Sesudah peristiwa G30S yang membuat Soeharto naik ke puncak kekuasaan, hubungan diplomatik Indonesia dengan Republik Rakyat Cina (RRC) dibekukan. Tentu karena Pemerintah Komunis RRC diduga ikut membantu pemberontakan G30S―yang mana Rezim Soeharto menuduh―Partai Komunis Indonesia (PKI) sebagai dalang. Bahkan jauh sebelumnya, para mahasiswa dalam aksi-aksi Tritura sudah merusak kedutaan RRC yang berada di Jakarta.
"Dendam" itu berakhir 25 tahun kemudian. Tahun 1990 Soeharto membuka lagi hubungan kedua negara. RRC moderen karena Deng Xiaoping sudah mereformasi negaranya. Mereka bukan lagi pengekspor revolusi ala Mao ke negara-negara lain. RRC telah menjadi macan ekonomi, beralih menjadi eksportir dagang.
Kita sudah merasakan efek normalisasi itu. Baju, sepatu, tas, hingga celana dalam yang dipakai orang Indonesia "patut diduga" buatan mereka. Inovasi peralatan elektronik mahal dari Barat bisa didapat tiruannya di sini.
Tapi, apakah pembekuan selama 25 tahun itu semata-mata karena de javu komunisme? Tentu saja tidak. Toh Indonesia tetap berhubungan dengan negara-negara komunis. Yang sebenarnya ditakuti Rezim Soeharto adalah ancaman atas kekuasaan mereka. Sebab kekhawatirkan penggulingan ala Iran juga ada. Syah Reza Pahlevy diturun paksa oleh rakyat dengan Ayatollah Rohullah Khomeini sebagai pembimbing moralnya. Inilah yang disebut Revolusi Islam Iran.
Segera, Soeharto melarang siswi dan mahasiswi di sekolah-sekolah negeri mengenakan jilbab. Kelompok-kelompok Islam (ekstrim kanan) makin dicurigai. Sebab, bukan tak mungkin revolusi Iran itu bisa diekspor juga ke Indonesia.
Sebenarnya, rezim otoriter di manapun memiliki kesamaan. Mereka mau terus berkuasa dengan dukungan militer di belakangnya. Mereka juga hidup mewah di Istana mereka dan lupa akan tanggung jawab terhadap rakyatnya. Kalau rakyat dalam suatu negara demokrasi bisa menuntut mundur pemimpin mereka, tidak demikian dalam Rezim diktator. Rakyat dibiarkan terus melarat dan pers tak diizinkan untuk hidup.
Namun, sejarah manusia telah menunjukkan, selalu ada jalan keluar dari setiap kebuntuan. Betapapun sebuah rezim mengekang warganya, rakyat punya caranya sendiri untuk melawan. Hanya, harga yang dibayar untuk itu memang mahal. Perlu darah, harta, dan instabilitas ekonomi dalam tempo yang tidak pendek.

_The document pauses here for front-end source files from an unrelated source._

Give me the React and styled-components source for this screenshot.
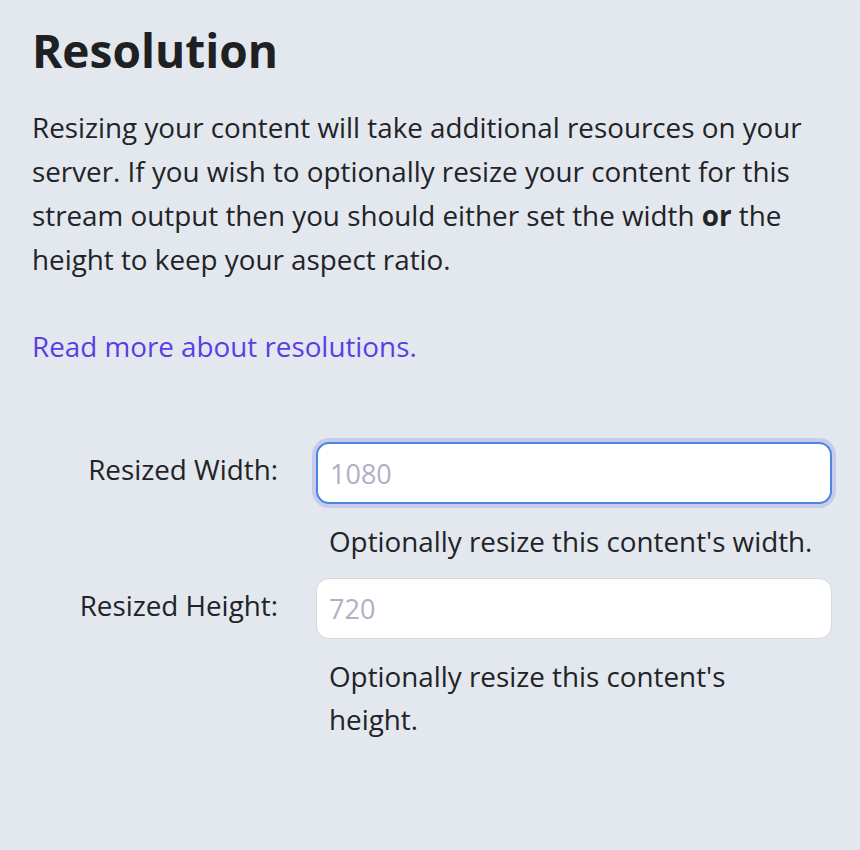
import React from 'react'
import styled, { createGlobalStyle } from 'styled-components'

const GlobalStyle = createGlobalStyle`
  html, body {
    margin: 0;
    padding: 0;
    background: #e3e7ee;
  }
  body {
    font-family: "Open Sans", "Noto Sans", sans-serif;
    color: #222326;
  }
`

function App() {
  return (
    <Page>
      <GlobalStyle />
      <Title>Resolution</Title>
      <Intro>
        Resizing your content will take additional resources on your server. If you wish to
        optionally resize your content for this stream output then you should either set the
        width <b>or</b> the height to keep your aspect ratio.
      </Intro>
      <MoreLink href="#">Read more about resolutions.</MoreLink>

      <Form>
        <Field>
          <Label htmlFor="width">Resized Width:</Label>
          <Control>
            <Input id="width" placeholder="1080" focused />
            <Help>Optionally resize this content's width.</Help>
          </Control>
        </Field>
        <Field>
          <Label htmlFor="height">Resized Height:</Label>
          <Control>
            <Input id="height" placeholder="720" />
            <Help>Optionally resize this content's height.</Help>
          </Control>
        </Field>
      </Form>
    </Page>
  )
}

export default App

const Page = styled.div`
  padding: 20px 28px 40px 32px;
  min-height: 100vh;
  box-sizing: border-box;
`

const Title = styled.h1`
  margin: 0;
  font-size: 46px;
  font-weight: 700;
  line-height: 60px;
  color: #1f2023;
`

const Intro = styled.p`
  margin: 25px 0 0;
  font-size: 27.8px;
  line-height: 44px;
  max-width: 790px;

  b {
    font-weight: 700;
  }
`

const MoreLink = styled.a`
  display: block;
  margin-top: 43px;
  font-size: 27.8px;
  line-height: 44px;
  color: #5b3de6;
  text-decoration: none;
`

const Form = styled.div`
  margin-top: 74px;
  display: flex;
  flex-direction: column;
  gap: 15px;
`

const Field = styled.div`
  display: grid;
  grid-template-columns: 246px 1fr;
  column-gap: 38px;
`

const Label = styled.label`
  text-align: right;
  font-size: 27.8px;
  line-height: 54px;
  color: #222326;
`

const Control = styled.div`
  display: flex;
  flex-direction: column;
`

const Input = styled.input.withConfig({ shouldForwardProp: p => p !== 'focused' })`
  box-sizing: border-box;
  height: ${p => (p.focused ? '62px' : '61px')};
  width: 100%;
  padding: 0 12px;
  font-family: "Open Sans", "Noto Sans", sans-serif;
  font-size: 27px;
  color: #222326;
  background: #fff;
  border-radius: 13px;
  outline: none;
  border: ${p => (p.focused ? '2px solid #4a86e0' : '1.5px solid #d6d8dc')};
  box-shadow: ${p => (p.focused ? '0 0 0 4px #c9cbec' : 'none')};

  &::placeholder {
    color: #b3aec4;
  }
`

const Help = styled.div`
  padding: 0 13px;
  margin-top: 16px;
  font-size: 27.8px;
  line-height: 43px;
  color: #222326;
`
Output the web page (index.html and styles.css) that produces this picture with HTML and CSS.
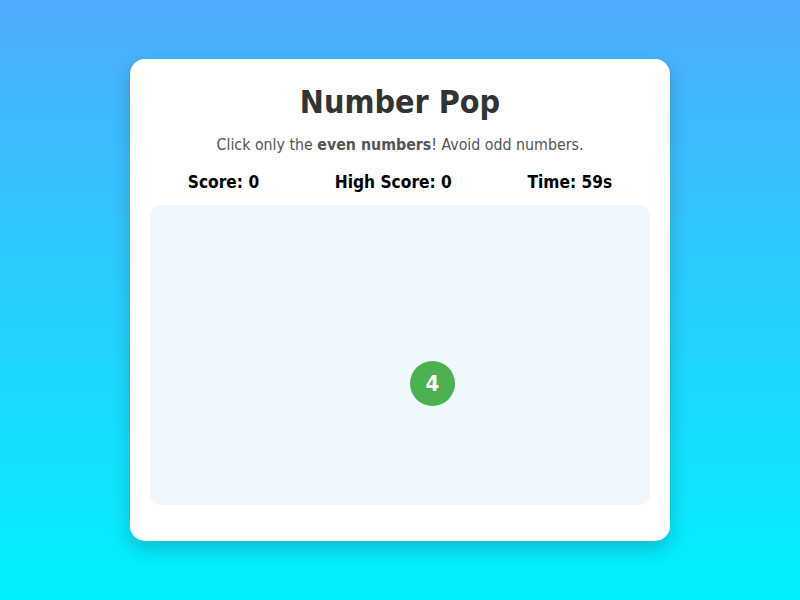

"Berkas-berkas" sejarah revolusi memperlihatkan hal demikian. Jika revolusi didefinisikan sebagai perubahan yang begitu cepat dan radikal, maka kata "radikal" yang dimaksud tentu saja menunjukkan pengorbanan besar tadi. Revolusi Amerika, Prancis, Rusia, bahkan mungkin perjuangan mempertahankan Kemerdekaan Indonesia 1945-1949 adalah sedikit contoh bagaimana kata radikal tadi terejawantahkan. Rakyat ingin berpindah dari dunia lama ke dunia yang baru. Dengan kesadaran bersama, semua menghendaki satu kata: ganti!
Mungkin hal itulah yang menjadi kesadaran semua rakyat Mesir hari terakhir ini. Mereka bosan dengan Rezim Hosni Mubarak yang tak membawa kemajuan apa-apa. Namun sesungguhnya siapa yang berperan dalam menyulut upaya itu?
Seperti yang saya sebutkan di awal, Soeharto takut pada RRC dan Iran karena model revolusi mereka bisa saja terjadi di Indonesia. Dalam kasus Mesir, tampaknya revolusi yang mereka coba buat tidak ada tendensi kiri atau kanan. Mereka hanya mencoba untuk meniru tetangga mereka, Tunisia, yang berhasil menggulingkan Rezim diktator Ben Ali.
Ketakutan inilah yang mungkin sekarang menghinggapi Hosni Mubarak. Rakyat Mesir sudah mendapatkan momentum. Mereka tak mau pemimpin yang sudah berkuasa sejak 1981 itu kembali bertahta atau pun menjadikan anaknya sebagai penerus. Mereka menghendaki perubahan.